Dominique Quélen
Quélen = Enqulé Louise Bottu, 89 p., 14 euros
Franck Venaille écrivait contre le père. Dominique Quélen, ici, écrit contre, et avec, le nom du père – en jouant sur le nom du père. Sous ce titre à la fois potache et lacanien, sont rassemblés quatre textes. Entre eux se tissent l’expérience de l’humiliation née de la tyrannie d’un repoussant pater familias. « Vas-y » retranscrit directement la voix qui engueule et accable. L’enfant battu par les mots vexants, les remontrances, les insultes, les acrimonies et les menaces – avant, pour conclure, la baffe finale. Elle vient comme un point, envoyant l’enfant se coucher sans manger.
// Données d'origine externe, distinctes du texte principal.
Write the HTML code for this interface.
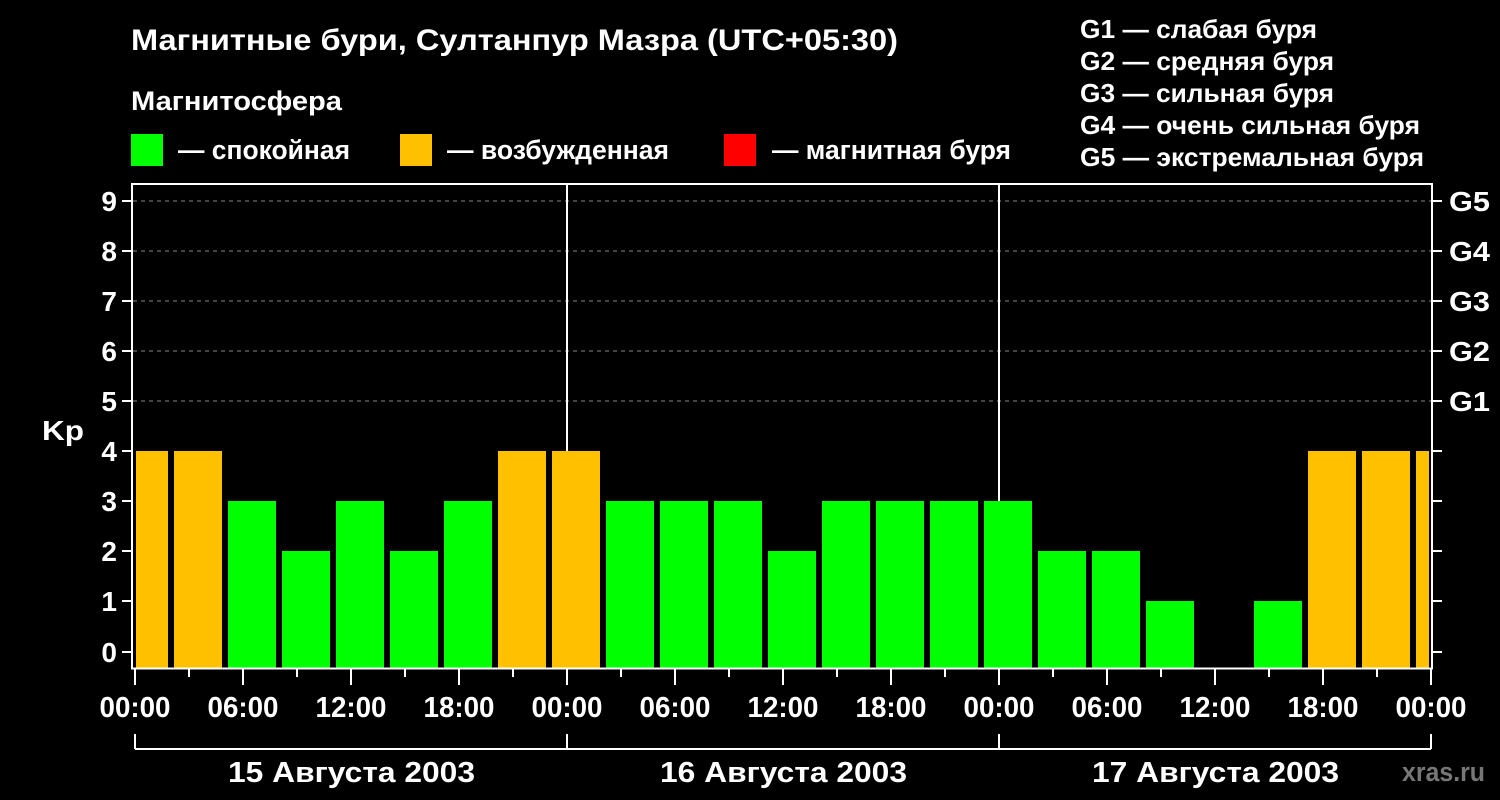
<!DOCTYPE html>
<html><head><meta charset="utf-8"><style>
html,body{margin:0;padding:0;background:#000;}
svg{display:block;font-family:"Liberation Sans",sans-serif;font-weight:bold;}
</style></head><body>
<svg width="1500" height="800" viewBox="0 0 1500 800" xmlns="http://www.w3.org/2000/svg">
<rect width="1500" height="800" fill="#000"/>
<g fill="#fff">
<text x="131" y="50" font-size="30" textLength="767" lengthAdjust="spacingAndGlyphs">Магнитные бури, Султанпур Мазра (UTC+05:30)</text>
<text x="131" y="110" font-size="27" textLength="211" lengthAdjust="spacingAndGlyphs">Магнитосфера</text>
<text x="178" y="159" font-size="27" textLength="172" lengthAdjust="spacingAndGlyphs">— спокойная</text>
<text x="447" y="159" font-size="27" textLength="222" lengthAdjust="spacingAndGlyphs">— возбужденная</text>
<text x="772" y="159" font-size="27" textLength="239" lengthAdjust="spacingAndGlyphs">— магнитная буря</text>
<text x="1080" y="38" font-size="26" textLength="237" lengthAdjust="spacingAndGlyphs">G1 — слабая буря</text>
<text x="1080" y="70" font-size="26" textLength="254" lengthAdjust="spacingAndGlyphs">G2 — средняя буря</text>
<text x="1080" y="102" font-size="26" textLength="254" lengthAdjust="spacingAndGlyphs">G3 — сильная буря</text>
<text x="1080" y="134" font-size="26" textLength="340" lengthAdjust="spacingAndGlyphs">G4 — очень сильная буря</text>
<text x="1080" y="166" font-size="26" textLength="344" lengthAdjust="spacingAndGlyphs">G5 — экстремальная буря</text>
</g>
<rect x="131" y="134" width="32" height="32" fill="#00ff00"/>
<rect x="400" y="134" width="32" height="32" fill="#ffc000"/>
<rect x="724" y="134" width="32" height="32" fill="#ff0000"/>
<g stroke="#888" stroke-width="1" stroke-dasharray="4,4">
<line x1="133" y1="201" x2="1431" y2="201"/><line x1="133" y1="251" x2="1431" y2="251"/>
<line x1="133" y1="301" x2="1431" y2="301"/><line x1="133" y1="351" x2="1431" y2="351"/>
<line x1="133" y1="401" x2="1431" y2="401"/>
</g>
<g id="bars">
<rect x="136" y="451" width="32" height="217" fill="#ffc000"/>
<rect x="174" y="451" width="48" height="217" fill="#ffc000"/>
<rect x="228" y="501" width="48" height="167" fill="#00ff00"/>
<rect x="282" y="551" width="48" height="117" fill="#00ff00"/>
<rect x="336" y="501" width="48" height="167" fill="#00ff00"/>
<rect x="390" y="551" width="48" height="117" fill="#00ff00"/>
<rect x="444" y="501" width="48" height="167" fill="#00ff00"/>
<rect x="498" y="451" width="48" height="217" fill="#ffc000"/>
<rect x="552" y="451" width="48" height="217" fill="#ffc000"/>
<rect x="606" y="501" width="48" height="167" fill="#00ff00"/>
<rect x="660" y="501" width="48" height="167" fill="#00ff00"/>
<rect x="714" y="501" width="48" height="167" fill="#00ff00"/>
<rect x="768" y="551" width="48" height="117" fill="#00ff00"/>
<rect x="822" y="501" width="48" height="167" fill="#00ff00"/>
<rect x="876" y="501" width="48" height="167" fill="#00ff00"/>
<rect x="930" y="501" width="48" height="167" fill="#00ff00"/>
<rect x="984" y="501" width="48" height="167" fill="#00ff00"/>
<rect x="1038" y="551" width="48" height="117" fill="#00ff00"/>
<rect x="1092" y="551" width="48" height="117" fill="#00ff00"/>
<rect x="1146" y="601" width="48" height="67" fill="#00ff00"/>
<rect x="1254" y="601" width="48" height="67" fill="#00ff00"/>
<rect x="1308" y="451" width="48" height="217" fill="#ffc000"/>
<rect x="1362" y="451" width="48" height="217" fill="#ffc000"/>
<rect x="1416" y="451" width="13" height="217" fill="#ffc000"/>
</g>
<g stroke="#fff" stroke-width="2" fill="none">
<polyline points="132,668 132,184 1432,184 1432,668"/>
<line x1="131" y1="668.5" x2="1433" y2="668.5"/>
<line x1="567" y1="183" x2="567" y2="451"/>
<line x1="999" y1="183" x2="999" y2="501"/>
<path d="M122 201h9M122 251h9M122 301h9M122 351h9M122 401h9M122 451h9M122 501h9M122 551h9M122 601h9M122 652h9"/>
<path d="M1433 201h9M1433 251h9M1433 301h9M1433 351h9M1433 401h9M1433 451h9M1433 501h9M1433 551h9M1433 601h9M1433 652h9"/>
<path d="M135 669v16M189 669v8M243 669v16M297 669v8M351 669v16M405 669v8M459 669v16M513 669v8M567 669v16M621 669v8M675 669v16M729 669v8M783 669v16M837 669v8M891 669v16M945 669v8M999 669v16M1053 669v8M1107 669v16M1161 669v8M1215 669v16M1269 669v8M1323 669v16M1377 669v8M1431 669v16"/>
<path d="M135 734v15M567 734v15M999 734v15M1431 734v15M135 749H1431"/>
</g>
<g fill="#fff" font-size="28" text-anchor="end">
<text x="117" y="211">9</text><text x="117" y="261">8</text><text x="117" y="311">7</text>
<text x="117" y="361">6</text><text x="117" y="411">5</text><text x="117" y="461">4</text>
<text x="117" y="511">3</text><text x="117" y="561">2</text><text x="117" y="611">1</text>
<text x="117" y="662">0</text>
</g>
<text x="42" y="440" fill="#fff" font-size="28" textLength="42" lengthAdjust="spacingAndGlyphs">Kp</text>
<g fill="#fff" font-size="28">
<text x="1449" y="211" textLength="41" lengthAdjust="spacingAndGlyphs">G5</text><text x="1449" y="261" textLength="41" lengthAdjust="spacingAndGlyphs">G4</text><text x="1449" y="311" textLength="41" lengthAdjust="spacingAndGlyphs">G3</text>
<text x="1449" y="361" textLength="41" lengthAdjust="spacingAndGlyphs">G2</text><text x="1449" y="411" textLength="41" lengthAdjust="spacingAndGlyphs">G1</text>
</g>
<g fill="#fff" font-size="29">
<text x="99.5" y="717" textLength="71" lengthAdjust="spacingAndGlyphs">00:00</text>
<text x="207.5" y="717" textLength="71" lengthAdjust="spacingAndGlyphs">06:00</text>
<text x="315.5" y="717" textLength="71" lengthAdjust="spacingAndGlyphs">12:00</text>
<text x="423.5" y="717" textLength="71" lengthAdjust="spacingAndGlyphs">18:00</text>
<text x="531.5" y="717" textLength="71" lengthAdjust="spacingAndGlyphs">00:00</text>
<text x="639.5" y="717" textLength="71" lengthAdjust="spacingAndGlyphs">06:00</text>
<text x="747.5" y="717" textLength="71" lengthAdjust="spacingAndGlyphs">12:00</text>
<text x="855.5" y="717" textLength="71" lengthAdjust="spacingAndGlyphs">18:00</text>
<text x="963.5" y="717" textLength="71" lengthAdjust="spacingAndGlyphs">00:00</text>
<text x="1071.5" y="717" textLength="71" lengthAdjust="spacingAndGlyphs">06:00</text>
<text x="1179.5" y="717" textLength="71" lengthAdjust="spacingAndGlyphs">12:00</text>
<text x="1287.5" y="717" textLength="71" lengthAdjust="spacingAndGlyphs">18:00</text>
<text x="1395.5" y="717" textLength="71" lengthAdjust="spacingAndGlyphs">00:00</text>
<text x="228" y="782" textLength="247" lengthAdjust="spacingAndGlyphs">15 Августа 2003</text>
<text x="660" y="782" textLength="247" lengthAdjust="spacingAndGlyphs">16 Августа 2003</text>
<text x="1092" y="782" textLength="247" lengthAdjust="spacingAndGlyphs">17 Августа 2003</text>
</g>
<text x="1485" y="781" fill="#777" font-size="27" text-anchor="end" textLength="83" lengthAdjust="spacingAndGlyphs">xras.ru</text>
</svg>
</body></html>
Le texte suivant, « Remember », s’enfonce dans les couches intermédiaires et labyrinthiques du souvenir des humiliations répétées – les âpres vengeances méditées contre le « père fêlé, père détesté, père bête et sévère ». La souffrance de l’enfant victime sécrète une haine radicale qui nourrit de sombres fantasmes de viols, violences, cannibalisme incestueux : « becter père et mère détend les nerfs ». Le troisième mouvement s’enfonce plus loin encore ; en entrant dans son corps, le narrateur-poète change les organes de place, réaménage l’espace intérieur du corps secoué par l’expérience de l’humiliation. Enfin, avec «Tu te tais », revient le langage, l’enfance du verbe et le jeu. « Les mots lancés en l’air ne disent rien à personne », ils sont pareils à des billes cachées dans la poche puis lancées, disséminées au petit bonheur la chance. Mais en perdant ses billes, l’enfant aura peut-être surmonté l’épreuve et réussi à ne plus errer sur les chemins tapis du houx de la souffrance et du ressentiment. Porté par un style tendu comme un arc électrique où l’on devine parfois la lecture de Guyotat, ce recueil crépite d’inventivité verbale – et l’on espère pouvoir l’entendre un jour sur scène ou sur les ondes.